La carne: el misterio de la espiga
Castración del deseo, represión de la sexualidad y ocultación de la identidad son poderosas herramientas de opresión e infelicidad. La ley no escrita de Abraham y de Moisés se alza como un muro infranqueable ante el que se estrellan los deseos más profundos, los anhelos más íntimos. El cuerpo convertido de objeto de deseo en sujeto de culpa. El cuerpo no puede ser libre, porque envuelve a una mercancía demasiado valiosa: la fuerza de trabajo comprada en el mercado por los comerciantes de perfumes que maniatan a las rosas. El cuerpo no puede ser libre porque su libertad haría estremecer las relaciones del orden social patriarcal en el que se apoyan quienes se arrogan el derecho de propiedad sobre la mujer, sobre la familia, sobre los hijos, sobre la humanidad, sobre la tierra. El cuerpo no puede disfrutar de una sexualidad libre, porque entonces toda su descomunal fuerza liberadora chocaría en frontal oposición a la concepción del mundo, a los valores dominantes impuestos por la civilización judeo-cristiana, lanzándose con furia ciega contra todo lo que ésta tiene de ocultación, negación y represión del deseo.

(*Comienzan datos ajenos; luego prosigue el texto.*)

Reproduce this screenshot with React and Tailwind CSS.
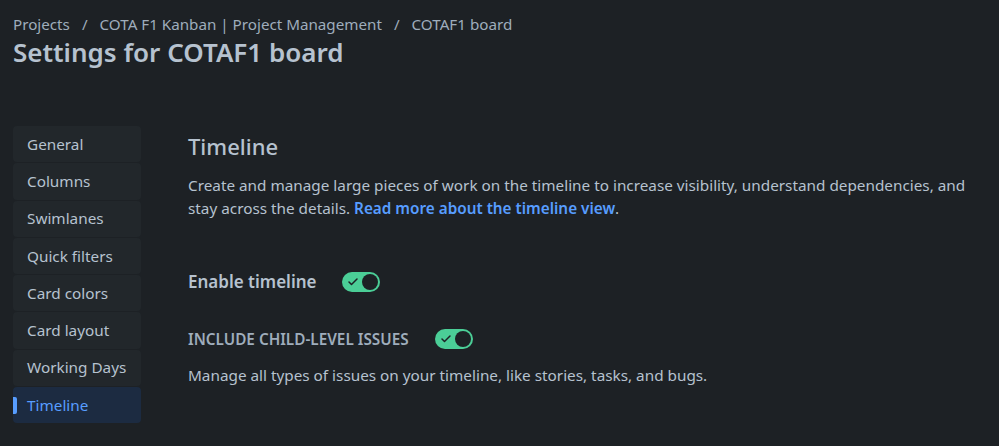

Pero ni toda la fuerza del viejo mundo puede impedir la rebeldía constante, la lucha encarnizada, feroz, implacable entre la fuerza del deseo y los tabúes, las leyes y las costumbres que se oponen fieramente a su realización. Y no sólo no puede impedirla, sino que, más allá todavía, en esta batalla el muro de la ley está condenado irremediablemente a sucumbir y ser desbordado por el irresistible poder de la sangre y de la vida. Igual que lo están aquellos que se oponen a que se cumpla la voluntad de la Tierra, que da sus frutos para todos.